Here's a Renoir and a Degas:
While slightly more aesthetically pleasing, I think it's obvious these have not aged well either. They look like cheesy softcore. Supposedly Degas hated women (well, they all probably did) and I really hate the fact that his ballerinas are so revered as depictions of women and placed in the rooms of countless little girls. I guess they are revolutionary because they depict women doing something besides drying off their boobs, stretching, or dooming the world's perfection with their slutty, temptress ways.
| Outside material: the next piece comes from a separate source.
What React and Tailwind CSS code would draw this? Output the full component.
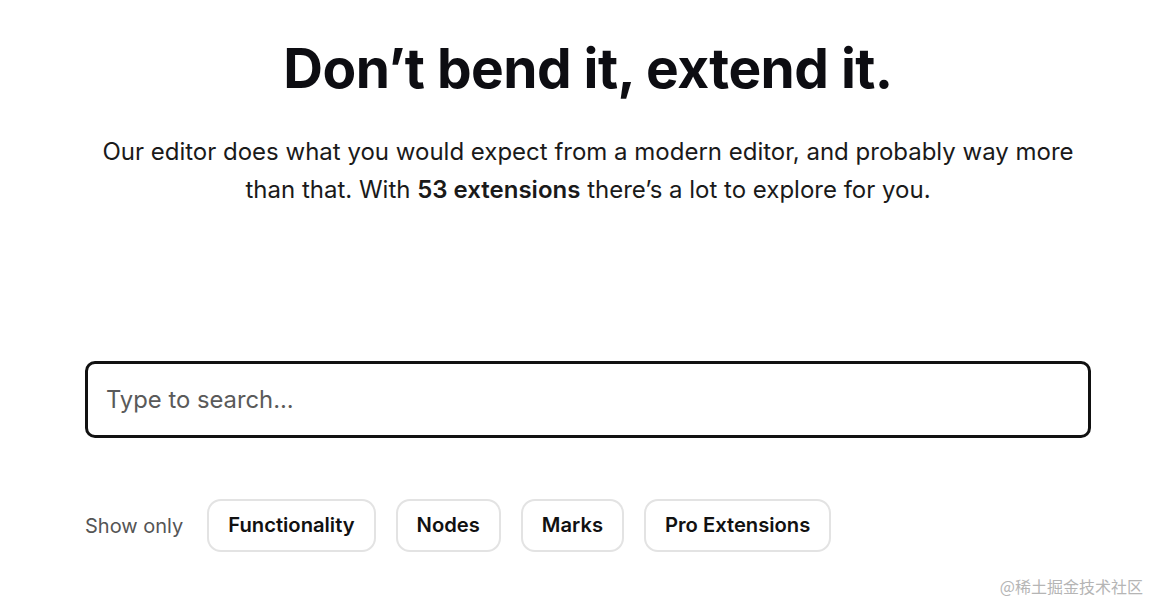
import React from "react";

const filters = ["Functionality", "Nodes", "Marks", "Pro Extensions"];

export default function App() {
  return (
    <div className="relative h-[606px] w-[1150px] overflow-hidden bg-white font-['Inter',sans-serif] text-[#0d0d12]">
      <div className="ml-[85px] w-[1006px]">
        <h1 className="pt-[36px] text-center text-[55px] font-bold leading-[64px] tracking-[-0.01em]">
          Don’t bend it, extend it.
        </h1>
        <p className="mx-auto mt-[33px] w-[990px] text-center text-[24px] leading-[38px] text-[#1a1a1a]">
          Our editor does what you would expect from a modern editor, and probably way more than that. With{" "}
          <strong className="font-semibold">53 extensions</strong> there’s a lot to explore for you.
        </p>

        <div className="mt-[152px]">
          <input
            type="text"
            placeholder="Type to search..."
            className="h-[77px] w-full rounded-[10px] border-[3px] border-[#111] px-[18px] text-[23.8px] text-[#111] placeholder:text-[#5a5a5a] focus:outline-none"
          />
        </div>

        <div className="mt-[61px] flex items-center gap-[20px]">
          <span className="mr-[4px] text-[20px] text-[#555]">Show only</span>
          {filters.map((f) => (
            <button
              key={f}
              type="button"
              className="h-[53px] rounded-[14px] border-2 border-[#e3e3e3] bg-white px-[19px] text-[20.2px] font-semibold text-[#111]"
            >
              {f}
            </button>
          ))}
        </div>
      </div>

      <div className="absolute bottom-[8px] right-[7px] font-['Noto_Sans_CJK_SC',sans-serif] text-[16px] text-[#b5b5b5]">
        @稀土掘金技术社区
      </div>
    </div>
  );
}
Then there's Picasso, The Beatles of the art world- he was always right on time with the hot new trend so that it wasn't controversial by the time he got his ulta-famous hands on it. It's not like there weren't people doing a lot crazy cubist/surreal stuff before him, just like there were lots of people playing psychedelic music before George discovered Shankar or whatever happened. I think the most overlooked fact in Picasso's artwork is that, like the Chagall above, it is really, really ugly. It's dreary without commenting on it's own dreariness, and the focus, as with most of these people, is not the art and what it depicts (cause it's probably naked ladies or fruit) but the groundbreaking "technique"-very essentially "masculine", man.
To be fair, I guess he did pioneer the important "sad clown" genre.